Hacker News new | ask | show | jobs
by feanaro 2132 days ago
I feel bad for doing a "me too" comment, but you've nailed exactly my thoughts on the subject. I feel like Mozilla hasn't really tried something like this. Every time it gets suggested, it quickly gets shot down (by other internet commenters) as "can't be done" and "wouldn't generate nearly enough money".

Well... maybe not with that CEO salary.

1 comments

Mozilla can model itself after Microsoft somewhat.

Provide a development stack (they're experts at Web and Rust). Make themselves the go-to shop for developers in that realm.

Sell them on an OS and editor with support. Partner with Ubuntu. Hell, I would even reach out to Nadella and see if they'd be willing to work with Mozilla on hedging against Google. Mac is becoming locked down and kind of unpleasant to develop on/for. Mozilla could win this.

Block all the advertising and tracking. Build a Spotify-like news aggregation service you can access from your Mozilla subscription.

Build an email service like Hey and a file backup service like Dropbox. It's too bad Zoom bought Keybase, but perhaps Chris Coyne wants a new gig?
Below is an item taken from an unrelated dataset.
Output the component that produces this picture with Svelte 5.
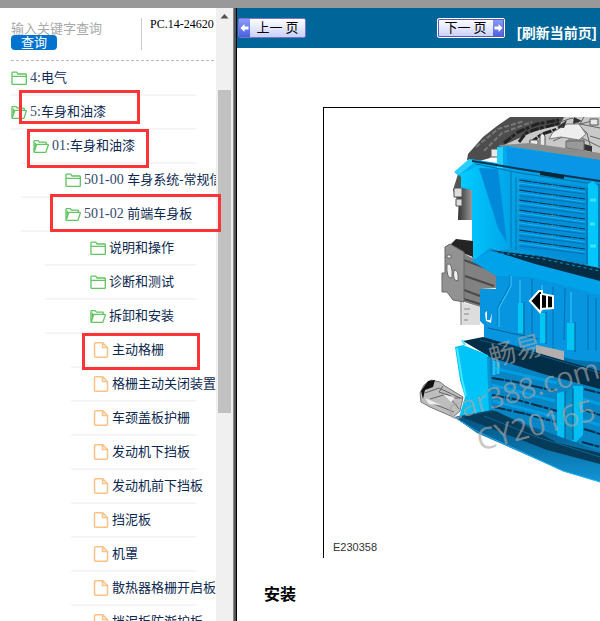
<script>
  let keyword = "";

  const rows = [
    { level: 0, icon: "folder", code: "4:", name: "电气" },
    { level: 0, icon: "open", code: "5:", name: "车身和油漆" },
    { level: 1, icon: "open", code: "01:", name: "车身和油漆" },
    { level: 2, icon: "folder", code: "501-00 ", name: "车身系统-常规信" },
    { level: 2, icon: "open", code: "501-02 ", name: "前端车身板" },
    { level: 3, icon: "folder", code: "", name: "说明和操作" },
    { level: 3, icon: "folder", code: "", name: "诊断和测试" },
    { level: 3, icon: "open", code: "", name: "拆卸和安装" },
    { level: 4, icon: "file", code: "", name: "主动格栅" },
    { level: 4, icon: "file", code: "", name: "格栅主动关闭装置" },
    { level: 4, icon: "file", code: "", name: "车颈盖板护栅" },
    { level: 4, icon: "file", code: "", name: "发动机下挡板" },
    { level: 4, icon: "file", code: "", name: "发动机前下挡板" },
    { level: 4, icon: "file", code: "", name: "挡泥板" },
    { level: 4, icon: "file", code: "", name: "机罩" },
    { level: 4, icon: "file", code: "", name: "散热器格栅开启板" },
    { level: 4, icon: "file", code: "", name: "挡泥板防渐护板" },
  ];

  // grille slats
  const slats = [0, 1, 2, 3, 4, 5, 6];
</script>

<div class="app">
  <div class="topbar"></div>
  <div class="frames">
    <nav class="sidebar">
      <div class="search">
        <form on:submit|preventDefault>
          <input type="text" placeholder="输入关键字查询" aria-label="输入关键字查询" bind:value={keyword} />
          <button type="submit">查询</button>
        </form>
        <div class="version">PC.14-24620</div>
      </div>
      <ul class="tree">
        {#each rows as row}
          <li class="level{row.level}">
            <a href="#top">
              {#if row.icon === "folder"}
                <svg class="icon" viewBox="0 0 17 16">
                  <path d="M1 13.5V2q0-.8.8-.8H6l1.5 2h8q.8 0 .8.8v9.5q0 .8-.8.8H1.8q-.8 0-.8-.8zM1 5.8h15.2" />
                </svg>
              {:else if row.icon === "open"}
                <svg class="icon" viewBox="0 0 17 16">
                  <path d="M1 13.5V2.4q0-.7.7-.7h3.8l1.3 1.6h6.6q.7 0 .7.7v1.8M1.2 14l2.6-7.6q.2-.6.8-.6h11.2q.7 0 .5.7l-2.4 7q-.3.8-1 .8H1.800q-.8 0-.8-.8M2.600 4v5" />
                </svg>
              {:else}
                <svg class="icon file" viewBox="0 0 15 16">
                  <path d="M2 .8h7.200L14 5.500v8.700q0 1-1 1H2q-1 0-1-1V1.800q0-1 1-1zM9 1v4.600h5" />
                </svg>
              {/if}
              <span class="label"><span class="code">{row.code}</span>{row.name}</span>
            </a>
          </li>
        {/each}
      </ul>
      <div class="mark mark1"></div>
      <div class="mark mark2"></div>
      <div class="mark mark3"></div>
      <div class="mark mark4"></div>
    </nav>

    <div class="scrollbar">
      <svg viewBox="0 0 17 17"><path d="M4.500 10.500h8l-4-4.500z" fill="#505050" /></svg>
      <div class="thumb"></div>
    </div>
    <div class="splitter"></div>

    <main>
      <header>
        <button class="page">
          <span class="arrow"><svg viewBox="0 0 10 12"><path d="M1 6l4-4v2.500h4v3H5V10z" /></svg></span>
          <span class="text">上一 页</span>
        </button>
        <button class="page next">
          <span class="text">下一 页</span>
          <span class="arrow"><svg viewBox="0 0 10 12"><path d="M9 6L5 2v2.500H1v3h4V10z" /></svg></span>
        </button>
        <a class="refresh" href="#top">[刷新当前页]</a>
      </header>

      <figure>
        <svg class="drawing" viewBox="324 108 276 383">
          <defs>
            <linearGradient id="panel" x1="0" y1="0" x2="1" y2="1">
              <stop offset="0" stop-color="#00b4f6" />
              <stop offset="1" stop-color="#0586cb" />
            </linearGradient>
            <linearGradient id="fender" x1="0" y1="0" x2="1" y2="0">
              <stop offset="0" stop-color="#00ccff" />
              <stop offset="1" stop-color="#009ce4" />
            </linearGradient>
            <linearGradient id="skirt" x1="0" y1="0" x2="0" y2="1">
              <stop offset="0" stop-color="#004c78" />
              <stop offset="1" stop-color="#1295d6" />
            </linearGradient>
            <linearGradient id="tyre" x1="0" y1="0" x2="1" y2="0">
              <stop offset="0" stop-color="#333" />
              <stop offset="1" stop-color="#999" />
            </linearGradient>
          </defs>

          <!-- engine bay -->
          <path d="M497 147L520 126 560 117H600V156L530 145z" fill="#c9c9c9" />
          <path d="M467 160L468 154 483 137 497 126 510 117H564L560 125 535 131 515 140 500 147 490 158 476 162z" fill="#4d4d4d" />
          <path d="M476 147l22-18 26-8M484 151l18-18 30-11" stroke="#777" stroke-width="2" fill="none" stroke-dasharray="5 2" />
          <path d="M504 143l14-11 19-8 22-4M519 142l7-9 11-4 24-6M530 143l12-9 22-7" stroke="#222" stroke-width="3" fill="none" stroke-dasharray="9 1 4 2" />
          <path d="M558 133l10-6 12 0 7 6 3 12M553 141l12-5 17 2 18 9M568 149v-9h16v12M584 117l-4 7 20 4M590 136l10 3M560 122l12-4 8 6 12-3" stroke="#666" fill="none" />
          <path d="M549 139l4-7 14-8h12l7 10-7 6-18-3z" fill="#eee" stroke="#777" />
          <path d="M540 146v-10l2-3 3 3v10zM530 140h8v7h-8zM590 119h8v6h-8zM491 149h7v8h-7z" fill="#e8e8e8" stroke="#555" stroke-width="1" />
          <path d="M574 117l8 4-9 3zM557 127l10-7-3 8zM580 143l12 3v6l-12-3z" fill="#333" />
          <path d="M566 141h18v10l-18-3z" fill="#999" stroke="#666" />
          <path d="M498 145L530 143 600 153V161L510 150z" fill="#8c8c8c" />
          <path d="M453 190l5-16 15-5v50h-15l3-14-6-9z" fill="#555" />
          <path d="M459 192l13-5v33h-14z" fill="url(#tyre)" />
          <path d="M454 188h8v9h-8zM456 199h6v7h-6z" fill="#ddd" stroke="#555" />

          <!-- upper front panel -->
          <path d="M455 173L471 159 497 163V147L508 146 600 160V281L540 266 492 252 472 262V190L461 188V177z" fill="url(#panel)" />
          <path d="M461 174L483 163 502 168 520 246 490 253 472 262V190L461 187z" fill="url(#fender)" />
          <path d="M479 168L498 169 507 243 498 228z" fill="#0089d8" />
          <path d="M506 147L600 160V181L508 168z" fill="#0a96e6" />
          <path d="M497 147h6v21h-6zM454 172l15-13 7 2-17 14z" fill="#28cfff" />
          <path d="M472 161L520 169 600 181" stroke="#003653" stroke-width="2" fill="none" />
          <path d="M476 164L520 173 600 185" stroke="#0070a8" fill="none" />
          <path d="M540 171l24 4v4l-24-4z" fill="#062738" />
          <path d="M520 178L588 187V262L520 249z" fill="#008fd8" />
          {#each slats as n}
            <g transform="translate(0 {n * 10})">
              <path d="M519 180l28 4 38 5" stroke="#05304a" fill="none" stroke-dasharray="13 1 5 1" />
              <path d="M519 183l30 4 36 5" stroke="#18b4f8" fill="none" />
              <path d="M519 186l28 3 38 5" stroke="#0073b0" fill="none" />
              <path d="M516 181h4M546 185l10 1" stroke="#3b8ba8" fill="none" />
            </g>
          {/each}
          <path d="M511 171V248M516 177V250" stroke="#0078b2" />
          <path d="M588 184l5-3 5 5v84l-10-4z" fill="#00c6fa" />
          <path d="M599 184V270M587 188V264" stroke="#006c9b" />
          <path d="M590 200h6M590 224h5M590 246h6" stroke="#36e7ff" stroke-width="3" />

          <!-- left mounting bracket -->
          <path d="M451 244l5-5 17 2v16l-18-7z" fill="#242424" />
          <path d="M463 253L497 271V288L480 289V307L461 301z" fill="#818181" />
          <path d="M464 260l32 12M465 276l29 10M464 290l16 6M464 299l16 5" stroke="#4a4a4a" stroke-width="2" />
          <path d="M445 247l5-3 14 8v50l-11-2-6-8h-5v-19h3z" fill="#929292" stroke="#666" />
          <path d="M447 264q6-2 5 14-6 1-5-14zM454 270q5-1 4 11-6 0-4-11zM447 255h4v3h-4z" fill="#eee" stroke="#666" />
          <path d="M460 302l20 5v18h-19z" fill="#ddd" />
          <path d="M461 302v23M464 309h6M464 314h5M464 320h4" stroke="#888" />

          <!-- centre panel -->
          <path d="M484 336L600 352V378L540 362 484 346z" fill="#0070aa" />
          <path d="M472 262L490 248 540 266 600 281V362L575 360 536 350 484 338V325L480 321V289H496V271z" fill="#0795df" />
          <path d="M472 261L490 251 530 261 600 281V295L530 277 496 276z" fill="#00a2ea" />
          <path d="M490 250L540 256 600 268V281L535 264z" fill="#042d44" />
          <path d="M495 252l48 7 57 12M502 251l45 6 53 11" stroke="#158fc4" stroke-dasharray="3 3" fill="none" />
          <path d="M510 275v10l-12 22v19M532 279v58M553 287v61M565 288l-1 52M588 295v55M596 298v53" stroke="#0071b3" fill="none" />
          <path d="M511 276v10l-12 22v19M520 280v24M542 285v27M571 292v31" stroke="#35cfff" fill="none" />
          <path d="M518 303h5v30h-5zM540 313h6v30h-6zM567 323h8v27h-8z" fill="#00c6f4" />
          <path d="M524 302v33M546 312v32M575 322v30M488 328l50 11" stroke="#006295" fill="none" />
          <path d="M485 313l1 8 5 2 1-10-2 7h-3v-9z" fill="#fff" />
          <path d="M536 345l28 6v10l-28-6z" fill="#b4aeae" />
          <path d="M530 301l9-10h3v3l11 2v12l-12 1-1 3z" fill="#000" stroke="#fff" stroke-width="2" />
          <path d="M541 294v16M547 295v14" stroke="#fff" stroke-width="2" />

          <!-- lower grille -->
          <path d="M487 351L600 376V466L490 415z" fill="#0785c5" />
          <path d="M463 341L483 337 538 353 600 371V389L543 374 490 357z" fill="#032e47" />
          <path d="M480 340l52 13 68 20" stroke="#075a85" fill="none" />
          <path d="M492 378l24 4 39 9M492 395l22 4 43 12M494 407l32 7 30 8M584 389l16 4M584 410l16 5M584 429l16 5M582 442l18 5" stroke="#00324e" stroke-width="2" stroke-dasharray="12 1 5 2" fill="none" />
          <path d="M493 368l64 15M492 385l63 16M493 401l63 16M583 399l17 5M583 420l17 5" stroke="#009fe4" stroke-width="3" fill="none" />
          <path d="M494 361v14M498 362v12" stroke="#1cc0f4" stroke-width="3" />
          <path d="M455 347L463 345 488 355 492 412 459 417 465 397 460 380z" fill="#00c3f7" />
          <path d="M487 357l3 2 2 53-3 1z" fill="#0098d5" />
          <path d="M457 348l5 31 4 17M462 340l3 5" stroke="#41e8ff" stroke-width="2" fill="none" />
          <path d="M557 393l8-2v49l-8 4zM573 386h10v49l-7 7-9-3z" fill="#06bff2" />
          <path d="M565 395l8-9v53l-8 4z" fill="#0092cc" />
          <path d="M556 444l11 3 12-4M565 391v50M573 388v52" stroke="#005985" fill="none" />

          <!-- bumper skirt -->
          <path d="M454 417L492 410 530 426 600 451V482L563 471 520 452 477 433z" fill="url(#skirt)" />
          <path d="M462 417L496 411 558 443 600 453V464L547 450z" fill="#063b59" />
          <path d="M454 417l24 15 42 19 43 20 37 11" stroke="#1fafee" fill="none" />
          <path d="M484 416l53 21 63 20" stroke="#0b6695" fill="none" />

          <!-- tow arm -->
          <path d="M420 393l4-8 7-5 9 2 5 4 18 11-3 14-7 6-23-10-9-5z" fill="#bdbdbd" stroke="#777" />
          <path d="M421 391l7-10 7-1-2 7-8 3-2 9z" fill="#111" />
          <path d="M425 393l14-5 21 10M430 399l17-5 12 15M443 386l-4 6 12 4M434 404l20 8M451 398h12" stroke="#666" fill="none" />
          <path d="M443 394l12 4-4 4zM425 398l16 7-12-1z" fill="#eee" />

          <g class="watermark">
            <text x="492" y="367" font-size="27" transform="rotate(-15 492 367)">畅易</text>
            <text x="450" y="421" font-size="29" transform="rotate(-16 450 421)">car388.com</text>
            <text x="480" y="451" font-size="30" transform="rotate(-15 480 451)">CY20165</text>
          </g>
        </svg>
        <figcaption>E230358</figcaption>
      </figure>
      <h2>安装</h2>
    </main>
  </div>
</div>

<style>
  :global(body) {
    margin: 0;
    background: #fff;
  }
  .app {
    display: flex;
    flex-direction: column;
    height: 100vh;
    overflow: hidden;
    font-family: "Liberation Serif", "Noto Sans CJK SC", serif;
    font-size: 13px;
  }
  .topbar {
    flex: none;
    height: 8px;
    background: #999;
  }
  .frames {
    flex: 1;
    display: flex;
    min-height: 0;
  }

  .sidebar {
    position: relative;
    flex: none;
    width: 216px;
  }
  .search {
    display: flex;
    margin: 0 2px 1px 11px;
    padding: 10px 0;
    border-bottom: 1px dashed #bbb;
  }
  form {
    display: flex;
    flex-direction: column;
    align-items: flex-start;
    width: 130px;
    height: 32px;
  }
  form input {
    box-sizing: border-box;
    width: 120px;
    height: 17px;
    padding: 2px 0 0;
    border: none;
    outline: none;
    background: none;
    font: 13px "Noto Sans CJK SC", sans-serif;
  }
  form input::placeholder {
    color: #a9a9a9;
    opacity: 1;
  }
  form button {
    width: 46px;
    height: 15px;
    padding: 0 0 2px;
    border: none;
    border-radius: 4px;
    background: #0073cf;
    color: #fff;
    font: 13px/13px "Noto Sans CJK SC", sans-serif;
  }
  .version {
    padding-left: 8px;
    border-left: 1px solid #ccc;
    font-size: 12px;
    line-height: 12px;
    white-space: nowrap;
  }

  .tree {
    height: 559px;
    margin: 0;
    padding: 0 0 0 11px;
    overflow: hidden;
    list-style: none;
  }
  .tree li {
    box-sizing: border-box;
    height: 34px;
    margin-right: 20px;
    border-bottom: 2px solid #f5f5f5;
  }
  .tree a {
    display: flex;
    align-items: center;
    gap: 3px;
    height: 32px;
    color: #0d2850;
    text-decoration: none;
    white-space: nowrap;
  }
  .level1,
  .level2 {
    margin-left: 10px;
  }
  .level3 {
    margin-left: 34px;
  }
  .level4 {
    margin-left: 60px;
  }
  .level1 a {
    padding-left: 12px;
  }
  .level2 a {
    padding-left: 44px;
  }
  .level3 a {
    padding-left: 45px;
  }
  .level4 a {
    padding-left: 22px;
  }
  .icon {
    flex: none;
    width: 16px;
    height: 15px;
    fill: none;
    stroke: #62c462;
    stroke-width: 1.4;
  }
  .icon.file {
    height: 16px;
    stroke: #fbc288;
    stroke-width: 1.5;
  }
  .label {
    padding-bottom: 4px;
  }
  .code {
    color: #30486c;
    font-size: 14px;
    white-space: pre;
  }

  /* red callouts over the tree */
  .mark {
    position: absolute;
    box-sizing: border-box;
    z-index: 1;
    border: 3px solid #fb3537;
    pointer-events: none;
  }
  .mark1 {
    left: 19px;
    top: 82px;
    width: 121px;
    height: 34px;
  }
  .mark2 {
    left: 27px;
    top: 121px;
    width: 122px;
    height: 39px;
  }
  .mark3 {
    left: 50px;
    top: 186px;
    width: 171px;
    height: 38px;
  }
  .mark4 {
    left: 82px;
    top: 325px;
    width: 118px;
    height: 37px;
  }

  .scrollbar {
    flex: none;
    width: 17px;
    background: #f0f0f0;
  }
  .scrollbar svg {
    display: block;
    width: 17px;
    height: 17px;
  }
  .thumb {
    height: 323px;
    margin: 65px 2px 0;
    background: #c1c1c1;
  }
  .splitter {
    flex: none;
    width: 2px;
    border-left: 1px solid #888;
    border-right: 1px solid #000;
    background: #555;
  }

  main {
    flex: 1;
    min-width: 0;
    overflow: hidden;
  }
  header {
    display: flex;
    align-items: center;
    height: 40px;
    padding-left: 1px;
    background: #069;
  }
  .page {
    display: flex;
    box-sizing: border-box;
    flex: none;
    width: 68px;
    height: 20px;
    padding: 0;
    border: 1px solid #7474c8;
    border-radius: 2px;
    background: linear-gradient(#fff, #c9d0fa);
    color: #000;
    font: 13px/16px "Noto Sans CJK SC", sans-serif;
  }
  .page.next {
    margin: 0 12px 0 131px;
    border-color: #fff;
    outline: 1px solid #5a5ab4;
    outline-offset: -2px;
  }
  .page .text {
    flex: 1;
    white-space: nowrap;
  }
  .page .arrow {
    display: flex;
    align-items: center;
    width: 11px;
    height: 18px;
    background: linear-gradient(#8c9bff, #4a5fe0);
  }
  .page .arrow svg {
    width: 11px;
    height: 12px;
    fill: #fff;
  }
  .refresh {
    padding-top: 8px;
    color: #fff;
    font: bold 14px "Liberation Sans", "Noto Sans CJK SC", sans-serif;
    text-decoration: none;
    white-space: nowrap;
  }

  figure {
    margin: 59px 0 0 86px;
    border: 1px solid #000;
    border-width: 1px 0 0 1px;
  }
  .drawing {
    display: block;
    width: 276px;
    height: 383px;
  }
  .watermark {
    fill: #a8a8a8;
    fill-opacity: 0.65;
    font-family: "Open Sans", "Noto Sans CJK SC", sans-serif;
  }
  figcaption {
    padding: 45px 0 0 9px;
    color: #333;
    font: 11px/22px "Liberation Sans", sans-serif;
  }
  h2 {
    margin: 23px 0 0 27px;
    font: bold 16px/24px "Noto Sans CJK SC", sans-serif;
  }
</style>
We should team up to beat FAAMG. Most of the FAAMG actors are actually quite damaging to open source despite benefiting from it greatly.

This all sounds to me like capital intensive businesses against entrenched players where even the not so average consumer would likely not do more than pay lip service to it unless there was some secret sauce to this that was more compelling to the options

They neeed a good out of the park product in those markets to make any real headway. Too idealistic.

My only thought on this is that they should pivot to be like algolia , focus on Firefox being a reference implementation browser and seek their expertise to the other vendors, maybe. It’s one of the few verticals I can think of that would work strategically Without them having to pivot into things they have no experience with

Do they? I mean, most of these vendors are already competing, and unlike Firefox, they're not necessarily competing for the average Joe, but technical users who often have different priorities.

Those are also services that groups are used to paying for already, which means if they could eat the start-up costs, even at a reduced scale, they could make a profit at even a slight premium for things that they already do very well, and go from there.